Nails on a blackboard….

“….I saw only too well how very imperfect was my love for my Sisters; I did not really love them as Jesus loves them. I see now that true charity consists in bearing with the faults of those about us, never being surprised at their weaknesses, but edified at the least sign of virtue.”

The Hidden Face by Ida Gorres, p. 240

Today I had to deal with someone whose total self-absorption gives me that nails-on-a-blackboard feeling. They frequently seek me out to relate their most recent trials and tribulations, which they deem to trump any that others will ever have to bear. Never is there an inquiry as to how I am doing, and if I happen to mention any of my problems, I am met with deafening silence. This goes on regularly, and my association with this person is such that I cannot avoid these encounters.

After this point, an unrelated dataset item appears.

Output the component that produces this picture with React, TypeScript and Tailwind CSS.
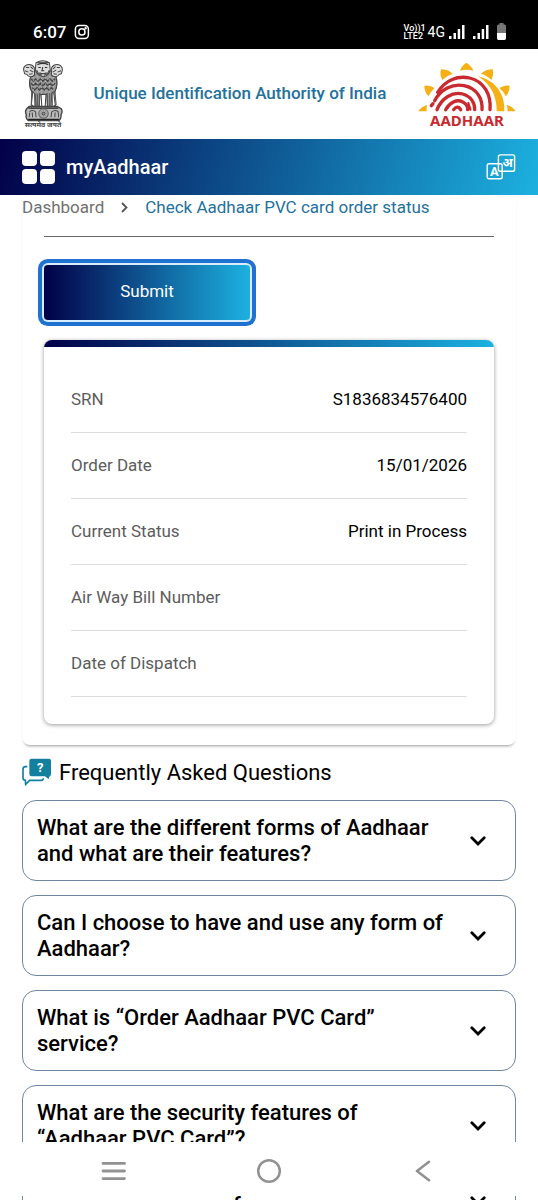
import React from "react";

const orderDetails = [
  { label: "SRN", value: "S1836834576400" },
  { label: "Order Date", value: "15/01/2026" },
  { label: "Current Status", value: "Print in Process" },
  { label: "Air Way Bill Number", value: "" },
  { label: "Date of Dispatch", value: "" },
];

const questions = [
  "What are the different forms of Aadhaar and what are their features?",
  "Can I choose to have and use any form of Aadhaar?",
  "What is “Order Aadhaar PVC Card” service?",
  "What are the security features of “Aadhaar PVC Card”?",
];

function SignalBars() {
  return (
    <svg className="h-4 w-4" viewBox="0 0 16 16" fill="#fff" aria-hidden="true">
      <rect x="0" y="12" width="2.5" height="3" />
      <rect x="4.5" y="9" width="2.5" height="6" />
      <rect x="8.7" y="5" width="2.5" height="10" />
      <rect x="13" y="1" width="2.5" height="14" />
    </svg>
  );
}

function StatusBar() {
  return (
    <div className="flex h-[49px] shrink-0 items-end justify-between bg-black pr-8 pb-[9px] pl-[33px] text-white">
      <div className="flex items-center gap-2">
        <span className="text-[17px] leading-4 font-medium">6:07</span>
        <svg className="h-4 w-4" viewBox="0 0 16 16" fill="none" stroke="#fff" strokeWidth="1.5" aria-hidden="true">
          <rect x="1.4" y="1.4" width="13" height="13" rx="3.6" />
          <circle cx="7.9" cy="7.9" r="3.1" />
          <circle cx="11.6" cy="4.2" r="0.5" fill="#fff" />
        </svg>
      </div>
      <div className="flex items-center">
        <div className="mr-1 w-5 text-[9px] leading-[8px] font-medium whitespace-nowrap">
          <div>Vo))1</div>
          <div>LTE2</div>
        </div>
        <span className="mr-1 text-sm leading-4">4G</span>
        <span className="mr-2"><SignalBars /></span>
        <span className="mr-2"><SignalBars /></span>
        <svg className="h-[17px] w-[9px]" viewBox="0 0 9 17" aria-hidden="true">
          <path d="M2.5 0H6.5V1.5H7.5Q9 1.5 9 3V10H0V3Q0 1.5 1.5 1.5H2.5Z" fill="#777" />
          <path d="M0 10H9V15Q9 17 7.5 17H1.5Q0 17 0 15Z" fill="#fff" />
        </svg>
      </div>
    </div>
  );
}

function Emblem() {
  return (
    <div className="flex w-10 flex-col items-center">
      <svg className="h-[62px] w-10" viewBox="42 28 117 184" preserveAspectRatio="none" fill="none" stroke="#444" strokeWidth="3" aria-hidden="true">
        <path d="M66 76Q58 92 63 112L70 126L66 166M138 76Q144 92 139 112L132 126L137 166" fill="#999" />
        <path d="M64 78L78 60H124L138 78Q145 98 136 120L126 128L124 166H114L112 130H92L89 166H77L76 128L66 118Q59 96 64 78Z" fill="#999" />
        <path d="M78 128L80 164M84 128L84 164M90 126L90 164M112 126L113 164M120 126L120 164M127 122L128 164" strokeWidth="3" stroke="#555" />
        <path d="M95 132L97 166H107L109 132" fill="#fff" />
        <path d="M68 120L66 160L73 166M135 120L139 160L131 166" stroke="#555" />
        <path d="M44 58Q42 47 54 42Q68 39 75 50L76 72Q68 82 57 75Q54 70 47 69Z" fill="#ddd" />
        <path d="M157 58Q158 47 147 42Q133 39 126 50L125 72Q133 82 144 75Q147 70 154 69Z" fill="#ddd" />
        <path d="M80 36Q100 25 119 36L122 58Q117 75 101 78Q84 74 78 58Z" fill="#ddd" />
        <path d="M84 36H116M84 42Q100 35 116 42M87 50H94M106 50H113M100 49L97 60H104M90 66Q100 72 111 66M82 58Q87 72 98 73M119 58Q114 72 103 73" stroke="#333" />
        <path d="M51 50H60M48 60L58 64M64 48L71 54M62 58L72 64M60 70L70 69M150 50H141M153 60L143 64M137 48L130 54M139 58L129 64M141 70L131 69" stroke="#444" />
        <path d="M66 84L72 91L79 84L86 91L93 84L100 91L107 84L114 91L121 84L128 91L136 84M66 97L72 104L79 97L86 104L93 97L100 104L107 97L114 104L121 97L128 104L136 97M69 110L76 117L83 110L90 117L97 110L104 117L111 110L118 117L125 110L132 117" strokeWidth="4" stroke="#444" />
        <path d="M72 78V120M84 76V125M96 80V128M108 80V128M120 76V125M131 78V118" stroke="#ccc" strokeWidth="2" strokeDasharray="4 5" />
        <path d="M60 166H142L154 173Q159 181 153 190Q155 200 147 208H58Q48 201 52 191Q46 180 54 171Z" fill="#bbb" strokeWidth="4" />
        <path d="M58 171H145M57 204H147" stroke="#222" strokeWidth="4" />
        <circle cx="102" cy="187" r="14" fill="#aaa" stroke="#666" />
        <circle cx="102" cy="187" r="4" fill="#ddd" />
        <path d="M102 174V200M89 187H115M93 178L111 196M111 178L93 196" stroke="#777" strokeWidth="1" />
        <path d="M61 181Q70 174 79 182L80 198M62 184L60 198M69 184L70 198M124 198L126 182Q135 174 145 181L146 198M136 184L135 198" stroke="#444" />
      </svg>
      <span className="text-[7px] leading-[7px] font-bold whitespace-nowrap text-[#444]">सत्यमेव जयते</span>
    </div>
  );
}

function AadhaarLogo() {
  return (
    <div className="flex w-[100px] flex-col items-center">
      <svg className="h-[51px] w-[100px]" viewBox="20 17 300 153" fill="none" aria-hidden="true">
        <g fill="#f5b016">
          <path d="M168 22Q184 32 189 46Q168 40 149 46Q153 32 168 22Z" />
          <path d="M92 42Q113 42 127 55Q110 60 96 74Q87 58 92 42Z" />
          <path d="M247 42Q251 58 243 74Q230 60 212 55Q226 42 247 42Z" />
          <path d="M42 91Q58 88 73 98Q61 109 54 123Q42 109 42 91Z" />
          <path d="M298 91Q298 109 287 123Q280 109 267 98Q282 88 298 91Z" />
          <path d="M24 168Q33 153 51 149Q47 159 49 168Z" />
          <path d="M316 168Q307 153 289 149Q293 159 291 168Z" />
          <path d="M202 62Q253 75 272 115Q283 137 282 168H259Q260 98 202 62Z" />
        </g>
        <g stroke="#c92a30" strokeWidth="10" strokeLinecap="round">
          <path d="M82 111C105 73 143 60 178 68C221 78 243 118 239 163" />
          <path d="M73 136C91 102 127 84 161 91C202 99 217 132 215 163" />
          <path d="M63 151L68 145" />
          <path d="M80 163C94 128 127 108 157 116C183 123 194 144 193 163" />
          <path d="M106 163C117 142 140 131 156 139C168 145 173 153 172 163" />
          <path d="M130 163C136 154 145 152 151 163" />
          <path d="M174 143L180 163" strokeWidth="7" />
        </g>
      </svg>
      <span className="font-['Noto_Sans',sans-serif] text-[15px] leading-4 font-bold text-[#c92a30]">AADHAAR</span>
    </div>
  );
}

function Chevron() {
  return (
    <svg className="h-[10px] w-4 shrink-0" viewBox="0 0 16 10" fill="none" stroke="#000" strokeWidth="2.8" strokeLinecap="round" aria-hidden="true">
      <path d="M1.8 1.8L8 8L14.2 1.8" />
    </svg>
  );
}

function AppHeader() {
  return (
    <div className="flex h-14 items-center justify-between bg-linear-[105deg,#020048,#1cb1e0] px-[22px] text-white">
      <div className="flex items-center gap-[11px]">
        <button type="button" aria-label="Menu" className="grid grid-cols-2 gap-[3px]">
          <span className="size-[15px] rounded bg-white" />
          <span className="size-[15px] rounded bg-white" />
          <span className="size-[15px] rounded bg-white" />
          <span className="size-[15px] rounded bg-white" />
        </button>
        <span className="text-xl font-medium">myAadhaar</span>
      </div>
      <button type="button" aria-label="Change language">
        <svg className="h-[27px] w-[30px]" viewBox="0 0 30 27" fill="none" stroke="#fff" strokeWidth="1.4" aria-hidden="true">
          <rect x="1.2" y="9.7" width="15" height="15" rx="1.8" />
          <rect x="12.4" y="0.9" width="16.2" height="16.4" rx="1.8" />
          <text x="8.4" y="21.8" fontSize="13" fontWeight="700" textAnchor="middle" fill="#fff" stroke="none">A</text>
          <text x="21.6" y="12.6" fontSize="12" fontWeight="700" textAnchor="middle" fill="#fff" stroke="none">अ</text>
        </svg>
      </button>
    </div>
  );
}

function FaqIcon() {
  return (
    <svg className="h-7 w-[30px]" viewBox="65 205 90 84" fill="none" aria-hidden="true">
      <path d="M94 207H146Q152 207 152 214V252Q152 260 146 262L145 269L134 260H94Q87 260 87 253V214Q87 207 94 207Z" fill="#1480a0" />
      <path d="M81 231H75Q68 231 68 239V265Q68 271 75 272L76 284L88 272H123Q129 272 129 266" stroke="#1480a0" strokeWidth="5" />
      <text x="120" y="246" fontSize="39" fontWeight="700" textAnchor="middle" fill="#fff">?</text>
    </svg>
  );
}

export default function App() {
  return (
    <div className="flex h-screen flex-col overflow-hidden bg-white font-[Roboto,'Noto_Sans',sans-serif] text-black">
      <StatusBar />
      <div className="min-h-0 flex-1 overflow-hidden">
        <header>
          <div className="flex h-[90px] items-center justify-between pr-[21px] pl-[23px]">
            <Emblem />
            <p className="text-[17px] font-medium text-[#24719c]">Unique Identification Authority of India</p>
            <AadhaarLogo />
          </div>
          <AppHeader />
        </header>

        <main className="px-[22px]">
          <section className="rounded-b-lg pb-[21px] shadow-[0_3px_3px_-2px_#999]">
            <nav aria-label="Breadcrumb" className="flex h-6 items-center text-[17px] leading-6">
              <a href="#dashboard" className="text-[#707070]">Dashboard</a>
              <svg className="mx-[17px] h-[11px] w-[7px]" viewBox="0 0 7 11" fill="none" stroke="#555" strokeWidth="1.8" aria-hidden="true">
                <path d="M1 1L5.5 5.5L1 10" />
              </svg>
              <a href="#status" aria-current="page" className="text-[#24719c]">Check Aadhaar PVC card order status</a>
            </nav>
            <div className="px-[22px] pt-[17px]">
              <hr className="border-[#666]" />
              <button
                type="button"
                className="mt-7 h-[55px] w-[206px] rounded bg-linear-[90deg,#020048,#1cb1e0] pb-0.5 text-[17px] text-white shadow-[0_0_0_2px_#d9ecfc,0_0_0_6px_#1f72cf]"
              >
                Submit
              </button>
              <div className="mt-5 overflow-hidden rounded-lg shadow-[0_1px_4px_#999]">
                <div className="h-[7px] bg-linear-[90deg,#020048,#1cb1e0]" />
                <div className="px-[27px] pt-[19px] pb-[27px]">
                  <table className="w-full text-[17px] leading-6">
                    <tbody>
                      {orderDetails.map((detail) => (
                        <tr key={detail.label} className="h-[66px] border-b border-[#ddd]">
                          <th scope="row" className="text-left font-normal text-[#5c5c5c]">{detail.label}</th>
                          <td className="text-right">{detail.value}</td>
                        </tr>
                      ))}
                    </tbody>
                  </table>
                </div>
              </div>
            </div>
          </section>

          <section>
            <h2 className="flex h-[55px] items-center gap-[7px] text-[22px]">
              <FaqIcon />
              Frequently Asked Questions
            </h2>
            <div className="flex flex-col gap-[14px]">
              {questions.map((question) => (
                <h3 key={question}>
                  <button
                    type="button"
                    aria-expanded="false"
                    className="flex h-[81px] w-full items-center justify-between rounded-[14px] border border-[#7186a0] pt-px pr-[29px] pl-[14px] text-left text-[22px] leading-[26px] font-medium"
                  >
                    <span className="w-[410px]">{question}</span>
                    <Chevron />
                  </button>
                </h3>
              ))}
            </div>
          </section>
        </main>
      </div>

      <div className="flex h-[54px] shrink-0 items-center justify-between px-[101px] pt-1 text-[#929292]">
        <button type="button" aria-label="Recent apps">
          <svg className="h-[22px] w-[26px]" viewBox="0 0 26 22" stroke="currentColor" strokeWidth="2.8" strokeLinecap="round" aria-hidden="true">
            <path d="M2 3.4H23.5M2 11H23.5M2 18.6H23.5" />
          </svg>
        </button>
        <button type="button" aria-label="Home">
          <svg className="size-[26px]" viewBox="0 0 26 26" fill="none" stroke="currentColor" strokeWidth="2.5" aria-hidden="true">
            <circle cx="13" cy="13" r="10.8" />
          </svg>
        </button>
        <button type="button" aria-label="Back">
          <svg className="h-[22px] w-[26px]" viewBox="0 0 26 22" fill="none" stroke="currentColor" strokeWidth="2.6" strokeLinecap="round" strokeLinejoin="round" aria-hidden="true">
            <path d="M18 1.8L6 11L18 20.2" />
          </svg>
        </button>
      </div>
      <div className="h-1 shrink-0 overflow-hidden px-[22px]">
        <div className="flex items-start justify-between border-x border-[#7186a0] pr-[29px] pl-[210px]">
          <span className="text-[22px] leading-[18px] font-medium">f</span>
          <Chevron />
        </div>
      </div>
    </div>
  );
}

I am grateful as always for the wisdom of Therese, which makes me look beyond the surface. I know that this is a wounded person, and that they probably need the attention. As for me, should I really be seeking sympathy from others?

When I truly need it, I’m sure the Lord will send it. But most often, I believe He loves us to turn to Him for comfort, rather than to fellow creatures. I know that he permits us to be rebuffed to whittle down our pride, and remind us to be willing to suffer our little travails for love of Him.

And I try to remember always, that Our Lord often permits us to see the faults of others, so that He may use them to perfect us in virtue. As I struggle to smile, to listen and to truly care when I seem to receive nothing in return, I love to think that a tiny seed is taking root in my soul, and may someday produce a beautiful bloom for Jesus.

And is that not what Therese is obsessed about after all:   to love Him and make Him more loved!